Under the Credit Reporting Privacy Code 2004, a prospective employer can only access an employee’s credit information for roles involving ‘significant financial risk,’ see rule 11(2)(b)(iii) of the credit code. The applicant was signed by the temporary employment agency for a short contract at a client’s call centre.

The complaint

The man said he found it disturbing that the company had accessed his private financial records and it had caused him stress and humiliation.

His complaint raised issues under principle 1 of the Privacy Act 1993.

Principle 1

Principle 1 provides that personal information may only be collected by an agency when the collection is for a lawful purpose relating to a function or activity of that agency. The collection of personal information must be necessary for that purpose.

In this instance, the man did not believe the collection of his credit information was necessary for the role he was applying for, as it did not deal with money. The information the man would be dealing with at the call centre was not sensitive.

As part of the application process, the man had signed a form agreeing to the credit check. The fact that he agreed to the credit check did not alter the responsibility on the agency to comply with principle 1 as there is not a consent-related exception to that principle.

The response

We contacted the temporary employment agency. The agency said that it was standard practice to perform a credit check. They also said the contract had required them to do so.

In this instance, the employment agency’s client had asked the agency to ensure that the contractors hired did not have any ‘criminal convictions or credit worthiness issues.’ The employment agency argued that a credit check was a necessary part of the screening process because the nature of the call centre work involved handling highly sensitive information from the public.

Conclusion

We did not accept this interpretation and concluded that the employer had breached principle 1 of the Privacy Act, since the role did not involve significant financial risk. Even if there was a contractual term that requested a credit check, the employer was still obliged to comply with the requirements of principle 1.

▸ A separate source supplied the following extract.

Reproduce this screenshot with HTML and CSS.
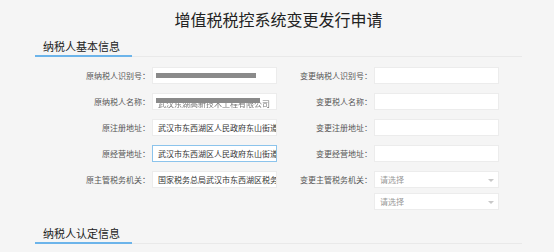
FILE: index.html
```html
<!DOCTYPE html>
<html lang="zh">
<head>
<meta charset="utf-8">
<title>增值税税控系统变更发行申请</title>
<link rel="stylesheet" href="styles.css">
</head>
<body>
<div class="page">
  <h1 class="title">增值税税控系统变更发行申请</h1>

  <div class="section">
    <div class="section-head"><span class="section-title">纳税人基本信息</span></div>
    <div class="form">
      <div class="label">原纳税人识别号：</div>
      <div class="field redacted"><span class="blur-bar bar1"></span></div>
      <div class="label">变更纳税人识别号：</div>
      <div class="field"></div>

      <div class="label">原纳税人名称：</div>
      <div class="field redacted"><span class="faint">武汉东湖高新技术工程有限公司</span><span class="blur-bar bar2"></span></div>
      <div class="label">变更税人名称：</div>
      <div class="field"></div>

      <div class="label">原注册地址：</div>
      <div class="field"><span class="val">武汉市东西湖区人民政府东山街道办事处</span></div>
      <div class="label">变更注册地址：</div>
      <div class="field"></div>

      <div class="label">原经营地址：</div>
      <div class="field focused"><span class="val">武汉市东西湖区人民政府东山街道办事处</span></div>
      <div class="label">变更经营地址：</div>
      <div class="field"></div>

      <div class="label">原主管税务机关：</div>
      <div class="field"><span class="val">国家税务总局武汉市东西湖区税务局</span></div>
      <div class="label">变更主管税务机关：</div>
      <div class="field select"><span class="ph">请选择</span><span class="caret"></span></div>

      <div class="label empty"></div>
      <div class="field empty-field"></div>
      <div class="label empty"></div>
      <div class="field select second"><span class="ph">请选择</span><span class="caret"></span></div>
    </div>
  </div>

  <div class="section second-section">
    <div class="section-head"><span class="section-title">纳税人认定信息</span></div>
  </div>
</div>
</body>
</html>
```

FILE: styles.css
```css
html, body {
  margin: 0;
  padding: 0;
  background: #f5f5f5;
}
body {
  font-family: "Noto Sans CJK SC", "Noto Sans", sans-serif;
  color: #333;
  overflow: hidden;
}
.page {
  width: 487px;
  margin: 0 0 0 35px;
}
.title {
  margin: 0;
  padding-top: 7px;
  height: 29px;
  line-height: 24px;
  font-size: 16px;
  font-weight: normal;
  text-align: center;
  color: #222;
}
.section-head {
  border-bottom: 1px solid #e9e9e9;
  height: 20px;
  display: flex;
  align-items: flex-end;
}
.section-title {
  display: block;
  width: 97px;
  box-sizing: border-box;
  padding-left: 8px;
  font-size: 11px;
  line-height: 15px;
  height: 18px;
  color: #222;
  border-bottom: 2px solid #6cb4ea;
  margin-bottom: -1px;
}
.form {
  display: grid;
  grid-template-columns: 117px 125px 97px 125px;
  grid-auto-rows: 17px;
  row-gap: 9px;
  padding-top: 10px;
}
.label {
  font-size: 8px;
  color: #555;
  text-align: right;
  padding-right: 2px;
  line-height: 17px;
  white-space: nowrap;
}
.field {
  position: relative;
  background: #fff;
  border: 1px solid #ececec;
  box-sizing: border-box;
  height: 17px;
  padding: 0 5px;
  font-size: 8px;
  line-height: 15px;
  color: #333;
  overflow: hidden;
  white-space: nowrap;
}
.field.focused {
  border-color: #8cc4ec;
}
.val {
  display: block;
}
.faint {
  display: block;
  color: #777;
  font-size: 8px;
  padding-top: 2px;
  filter: blur(0.5px);
}
.blur-bar {
  position: absolute;
  left: 3px;
  height: 5px;
  background: #8a8a8a;
  filter: blur(0.6px);
}
.bar1 {
  top: 5px;
  width: 100px;
}
.bar2 {
  top: 4px;
  width: 104px;
}
.select .ph {
  color: #999;
  font-size: 8px;
}
.caret {
  position: absolute;
  right: 4px;
  top: 7px;
  width: 0;
  height: 0;
  border-left: 3px solid transparent;
  border-right: 3px solid transparent;
  border-top: 3px solid #c8c8c8;
}
.select.second {
  margin-top: -4px;
}
.empty-field {
  visibility: hidden;
}
.second-section {
  margin-top: 9px;
}
```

However, although we accepted there had been a breach of principle 1, we did not accept the claim that the collection of the man’s credit information had caused him significant harm, as required by section 66(1)(b) of the Privacy Act. On that basis, we did not find that there had been an interference with the man’s privacy.

We provided the man with a certificate of investigation and told him he was free to pursue the matter before the Human Rights Review Tribunal. We then closed the file.